Copy all the material below, exactly as it stands.
════════
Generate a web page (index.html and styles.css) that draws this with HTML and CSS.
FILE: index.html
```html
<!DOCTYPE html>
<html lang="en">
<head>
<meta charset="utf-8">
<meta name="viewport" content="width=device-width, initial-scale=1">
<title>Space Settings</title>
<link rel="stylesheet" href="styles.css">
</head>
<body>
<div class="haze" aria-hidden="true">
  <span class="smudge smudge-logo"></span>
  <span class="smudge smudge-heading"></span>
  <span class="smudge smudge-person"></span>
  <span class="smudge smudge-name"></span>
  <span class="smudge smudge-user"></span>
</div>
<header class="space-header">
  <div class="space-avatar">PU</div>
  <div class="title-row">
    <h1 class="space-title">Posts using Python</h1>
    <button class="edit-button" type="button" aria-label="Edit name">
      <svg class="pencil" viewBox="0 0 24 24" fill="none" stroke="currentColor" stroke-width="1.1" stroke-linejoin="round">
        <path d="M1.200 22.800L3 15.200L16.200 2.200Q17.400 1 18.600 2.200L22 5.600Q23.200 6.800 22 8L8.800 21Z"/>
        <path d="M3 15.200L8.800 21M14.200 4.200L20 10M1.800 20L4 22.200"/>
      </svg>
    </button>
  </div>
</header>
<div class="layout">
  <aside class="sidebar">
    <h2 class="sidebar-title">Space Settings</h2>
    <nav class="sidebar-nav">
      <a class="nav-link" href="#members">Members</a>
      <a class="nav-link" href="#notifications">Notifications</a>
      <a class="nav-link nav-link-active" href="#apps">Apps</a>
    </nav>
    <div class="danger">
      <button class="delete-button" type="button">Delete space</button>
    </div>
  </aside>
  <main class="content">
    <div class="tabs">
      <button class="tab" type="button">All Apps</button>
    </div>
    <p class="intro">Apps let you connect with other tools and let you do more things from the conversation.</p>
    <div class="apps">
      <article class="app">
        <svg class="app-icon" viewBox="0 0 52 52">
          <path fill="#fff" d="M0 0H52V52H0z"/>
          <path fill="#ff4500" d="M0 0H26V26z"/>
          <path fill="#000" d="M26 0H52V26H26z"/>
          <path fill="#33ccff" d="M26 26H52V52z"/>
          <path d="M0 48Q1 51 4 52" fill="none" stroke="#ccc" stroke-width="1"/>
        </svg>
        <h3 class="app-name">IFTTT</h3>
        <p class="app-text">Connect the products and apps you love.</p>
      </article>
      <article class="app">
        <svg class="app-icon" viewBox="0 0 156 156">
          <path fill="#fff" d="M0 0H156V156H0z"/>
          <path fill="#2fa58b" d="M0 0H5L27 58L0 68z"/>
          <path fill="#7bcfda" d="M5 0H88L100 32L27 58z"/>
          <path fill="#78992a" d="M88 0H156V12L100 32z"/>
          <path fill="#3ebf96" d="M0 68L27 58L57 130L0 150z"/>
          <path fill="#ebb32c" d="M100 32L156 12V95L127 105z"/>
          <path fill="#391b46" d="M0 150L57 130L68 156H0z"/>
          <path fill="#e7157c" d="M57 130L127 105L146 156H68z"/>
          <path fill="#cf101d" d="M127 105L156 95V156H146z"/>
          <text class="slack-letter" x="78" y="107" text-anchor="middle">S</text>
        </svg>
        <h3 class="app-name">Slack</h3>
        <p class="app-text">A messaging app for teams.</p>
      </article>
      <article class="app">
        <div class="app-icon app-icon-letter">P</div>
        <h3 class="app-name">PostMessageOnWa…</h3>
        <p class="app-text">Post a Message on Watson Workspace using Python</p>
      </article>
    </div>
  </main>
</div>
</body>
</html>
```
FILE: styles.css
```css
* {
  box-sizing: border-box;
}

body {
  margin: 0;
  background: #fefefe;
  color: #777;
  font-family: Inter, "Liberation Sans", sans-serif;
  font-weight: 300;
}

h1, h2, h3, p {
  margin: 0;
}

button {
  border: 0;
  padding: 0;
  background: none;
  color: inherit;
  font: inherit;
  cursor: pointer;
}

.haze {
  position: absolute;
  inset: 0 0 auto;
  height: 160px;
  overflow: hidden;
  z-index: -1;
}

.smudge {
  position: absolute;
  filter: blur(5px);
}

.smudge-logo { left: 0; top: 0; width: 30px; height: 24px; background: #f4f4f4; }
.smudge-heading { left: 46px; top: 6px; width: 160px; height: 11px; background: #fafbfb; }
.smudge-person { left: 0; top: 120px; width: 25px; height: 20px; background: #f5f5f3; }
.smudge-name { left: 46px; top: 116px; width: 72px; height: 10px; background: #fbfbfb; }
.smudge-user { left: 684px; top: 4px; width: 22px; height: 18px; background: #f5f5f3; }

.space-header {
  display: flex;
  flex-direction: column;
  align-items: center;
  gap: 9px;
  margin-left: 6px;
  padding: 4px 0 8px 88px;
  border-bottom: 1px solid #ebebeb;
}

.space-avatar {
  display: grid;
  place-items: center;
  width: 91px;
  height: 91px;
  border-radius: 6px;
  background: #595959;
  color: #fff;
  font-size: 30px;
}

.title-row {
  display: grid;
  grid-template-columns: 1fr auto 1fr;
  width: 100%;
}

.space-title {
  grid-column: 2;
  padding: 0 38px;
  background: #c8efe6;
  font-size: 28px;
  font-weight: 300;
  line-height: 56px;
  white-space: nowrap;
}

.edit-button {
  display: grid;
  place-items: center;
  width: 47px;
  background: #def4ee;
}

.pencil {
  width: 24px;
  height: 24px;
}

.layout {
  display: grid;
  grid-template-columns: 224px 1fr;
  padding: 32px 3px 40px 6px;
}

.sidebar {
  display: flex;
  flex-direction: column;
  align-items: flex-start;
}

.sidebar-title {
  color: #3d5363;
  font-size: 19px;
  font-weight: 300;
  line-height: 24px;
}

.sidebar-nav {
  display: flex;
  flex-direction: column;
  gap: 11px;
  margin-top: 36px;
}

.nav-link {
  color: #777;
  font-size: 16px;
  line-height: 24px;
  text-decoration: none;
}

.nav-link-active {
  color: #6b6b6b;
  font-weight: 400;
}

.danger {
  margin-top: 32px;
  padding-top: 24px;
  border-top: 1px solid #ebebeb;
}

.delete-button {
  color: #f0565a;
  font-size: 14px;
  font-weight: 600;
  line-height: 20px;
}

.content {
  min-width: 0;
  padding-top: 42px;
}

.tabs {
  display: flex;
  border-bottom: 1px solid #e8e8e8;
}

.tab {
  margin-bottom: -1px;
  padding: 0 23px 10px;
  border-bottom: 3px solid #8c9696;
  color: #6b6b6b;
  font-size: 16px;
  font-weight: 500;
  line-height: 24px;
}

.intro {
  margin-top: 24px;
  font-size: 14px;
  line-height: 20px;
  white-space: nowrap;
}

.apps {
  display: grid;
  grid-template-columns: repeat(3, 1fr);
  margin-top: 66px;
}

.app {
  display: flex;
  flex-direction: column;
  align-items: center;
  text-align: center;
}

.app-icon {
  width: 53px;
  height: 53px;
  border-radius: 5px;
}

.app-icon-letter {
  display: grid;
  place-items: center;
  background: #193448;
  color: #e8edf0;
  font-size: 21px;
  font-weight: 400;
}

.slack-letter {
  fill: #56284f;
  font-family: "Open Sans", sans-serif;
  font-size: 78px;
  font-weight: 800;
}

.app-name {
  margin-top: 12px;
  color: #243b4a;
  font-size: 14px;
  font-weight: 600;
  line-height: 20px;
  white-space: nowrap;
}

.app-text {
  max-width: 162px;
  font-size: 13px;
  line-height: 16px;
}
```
════════
- **Answer to the exercise**
Generate a web page (index.html and styles.css) that draws this with HTML and CSS.
FILE: index.html
```html
<!DOCTYPE html>
<html lang="en">
<head>
<meta charset="utf-8">
<meta name="viewport" content="width=device-width, initial-scale=1">
<title>Space Settings</title>
<link rel="stylesheet" href="styles.css">
</head>
<body>
<div class="haze" aria-hidden="true">
  <span class="smudge smudge-logo"></span>
  <span class="smudge smudge-heading"></span>
  <span class="smudge smudge-person"></span>
  <span class="smudge smudge-name"></span>
  <span class="smudge smudge-user"></span>
</div>
<header class="space-header">
  <div class="space-avatar">PU</div>
  <div class="title-row">
    <h1 class="space-title">Posts using Python</h1>
    <button class="edit-button" type="button" aria-label="Edit name">
      <svg class="pencil" viewBox="0 0 24 24" fill="none" stroke="currentColor" stroke-width="1.1" stroke-linejoin="round">
        <path d="M1.200 22.800L3 15.200L16.200 2.200Q17.400 1 18.600 2.200L22 5.600Q23.200 6.800 22 8L8.800 21Z"/>
        <path d="M3 15.200L8.800 21M14.200 4.200L20 10M1.800 20L4 22.200"/>
      </svg>
    </button>
  </div>
</header>
<div class="layout">
  <aside class="sidebar">
    <h2 class="sidebar-title">Space Settings</h2>
    <nav class="sidebar-nav">
      <a class="nav-link" href="#members">Members</a>
      <a class="nav-link" href="#notifications">Notifications</a>
      <a class="nav-link nav-link-active" href="#apps">Apps</a>
    </nav>
    <div class="danger">
      <button class="delete-button" type="button">Delete space</button>
    </div>
  </aside>
  <main class="content">
    <div class="tabs">
      <button class="tab" type="button">All Apps</button>
    </div>
    <p class="intro">Apps let you connect with other tools and let you do more things from the conversation.</p>
    <div class="apps">
      <article class="app">
        <svg class="app-icon" viewBox="0 0 52 52">
          <path fill="#fff" d="M0 0H52V52H0z"/>
          <path fill="#ff4500" d="M0 0H26V26z"/>
          <path fill="#000" d="M26 0H52V26H26z"/>
          <path fill="#33ccff" d="M26 26H52V52z"/>
          <path d="M0 48Q1 51 4 52" fill="none" stroke="#ccc" stroke-width="1"/>
        </svg>
        <h3 class="app-name">IFTTT</h3>
        <p class="app-text">Connect the products and apps you love.</p>
      </article>
      <article class="app">
        <svg class="app-icon" viewBox="0 0 156 156">
          <path fill="#fff" d="M0 0H156V156H0z"/>
          <path fill="#2fa58b" d="M0 0H5L27 58L0 68z"/>
          <path fill="#7bcfda" d="M5 0H88L100 32L27 58z"/>
          <path fill="#78992a" d="M88 0H156V12L100 32z"/>
          <path fill="#3ebf96" d="M0 68L27 58L57 130L0 150z"/>
          <path fill="#ebb32c" d="M100 32L156 12V95L127 105z"/>
          <path fill="#391b46" d="M0 150L57 130L68 156H0z"/>
          <path fill="#e7157c" d="M57 130L127 105L146 156H68z"/>
          <path fill="#cf101d" d="M127 105L156 95V156H146z"/>
          <text class="slack-letter" x="78" y="107" text-anchor="middle">S</text>
        </svg>
        <h3 class="app-name">Slack</h3>
        <p class="app-text">A messaging app for teams.</p>
      </article>
      <article class="app">
        <div class="app-icon app-icon-letter">P</div>
        <h3 class="app-name">PostMessageOnWa…</h3>
        <p class="app-text">Post a Message on Watson Workspace using Python</p>
      </article>
    </div>
  </main>
</div>
</body>
</html>
```
FILE: styles.css
```css
* {
  box-sizing: border-box;
}

body {
  margin: 0;
  background: #fefefe;
  color: #777;
  font-family: Inter, "Liberation Sans", sans-serif;
  font-weight: 300;
}

h1, h2, h3, p {
  margin: 0;
}

button {
  border: 0;
  padding: 0;
  background: none;
  color: inherit;
  font: inherit;
  cursor: pointer;
}

.haze {
  position: absolute;
  inset: 0 0 auto;
  height: 160px;
  overflow: hidden;
  z-index: -1;
}

.smudge {
  position: absolute;
  filter: blur(5px);
}

.smudge-logo { left: 0; top: 0; width: 30px; height: 24px; background: #f4f4f4; }
.smudge-heading { left: 46px; top: 6px; width: 160px; height: 11px; background: #fafbfb; }
.smudge-person { left: 0; top: 120px; width: 25px; height: 20px; background: #f5f5f3; }
.smudge-name { left: 46px; top: 116px; width: 72px; height: 10px; background: #fbfbfb; }
.smudge-user { left: 684px; top: 4px; width: 22px; height: 18px; background: #f5f5f3; }

.space-header {
  display: flex;
  flex-direction: column;
  align-items: center;
  gap: 9px;
  margin-left: 6px;
  padding: 4px 0 8px 88px;
  border-bottom: 1px solid #ebebeb;
}

.space-avatar {
  display: grid;
  place-items: center;
  width: 91px;
  height: 91px;
  border-radius: 6px;
  background: #595959;
  color: #fff;
  font-size: 30px;
}

.title-row {
  display: grid;
  grid-template-columns: 1fr auto 1fr;
  width: 100%;
}

.space-title {
  grid-column: 2;
  padding: 0 38px;
  background: #c8efe6;
  font-size: 28px;
  font-weight: 300;
  line-height: 56px;
  white-space: nowrap;
}

.edit-button {
  display: grid;
  place-items: center;
  width: 47px;
  background: #def4ee;
}

.pencil {
  width: 24px;
  height: 24px;
}

.layout {
  display: grid;
  grid-template-columns: 224px 1fr;
  padding: 32px 3px 40px 6px;
}

.sidebar {
  display: flex;
  flex-direction: column;
  align-items: flex-start;
}

.sidebar-title {
  color: #3d5363;
  font-size: 19px;
  font-weight: 300;
  line-height: 24px;
}

.sidebar-nav {
  display: flex;
  flex-direction: column;
  gap: 11px;
  margin-top: 36px;
}

.nav-link {
  color: #777;
  font-size: 16px;
  line-height: 24px;
  text-decoration: none;
}

.nav-link-active {
  color: #6b6b6b;
  font-weight: 400;
}

.danger {
  margin-top: 32px;
  padding-top: 24px;
  border-top: 1px solid #ebebeb;
}

.delete-button {
  color: #f0565a;
  font-size: 14px;
  font-weight: 600;
  line-height: 20px;
}

.content {
  min-width: 0;
  padding-top: 42px;
}

.tabs {
  display: flex;
  border-bottom: 1px solid #e8e8e8;
}

.tab {
  margin-bottom: -1px;
  padding: 0 23px 10px;
  border-bottom: 3px solid #8c9696;
  color: #6b6b6b;
  font-size: 16px;
  font-weight: 500;
  line-height: 24px;
}

.intro {
  margin-top: 24px;
  font-size: 14px;
  line-height: 20px;
  white-space: nowrap;
}

.apps {
  display: grid;
  grid-template-columns: repeat(3, 1fr);
  margin-top: 66px;
}

.app {
  display: flex;
  flex-direction: column;
  align-items: center;
  text-align: center;
}

.app-icon {
  width: 53px;
  height: 53px;
  border-radius: 5px;
}

.app-icon-letter {
  display: grid;
  place-items: center;
  background: #193448;
  color: #e8edf0;
  font-size: 21px;
  font-weight: 400;
}

.slack-letter {
  fill: #56284f;
  font-family: "Open Sans", sans-serif;
  font-size: 78px;
  font-weight: 800;
}

.app-name {
  margin-top: 12px;
  color: #243b4a;
  font-size: 14px;
  font-weight: 600;
  line-height: 20px;
  white-space: nowrap;
}

.app-text {
  max-width: 162px;
  font-size: 13px;
  line-height: 16px;
}
```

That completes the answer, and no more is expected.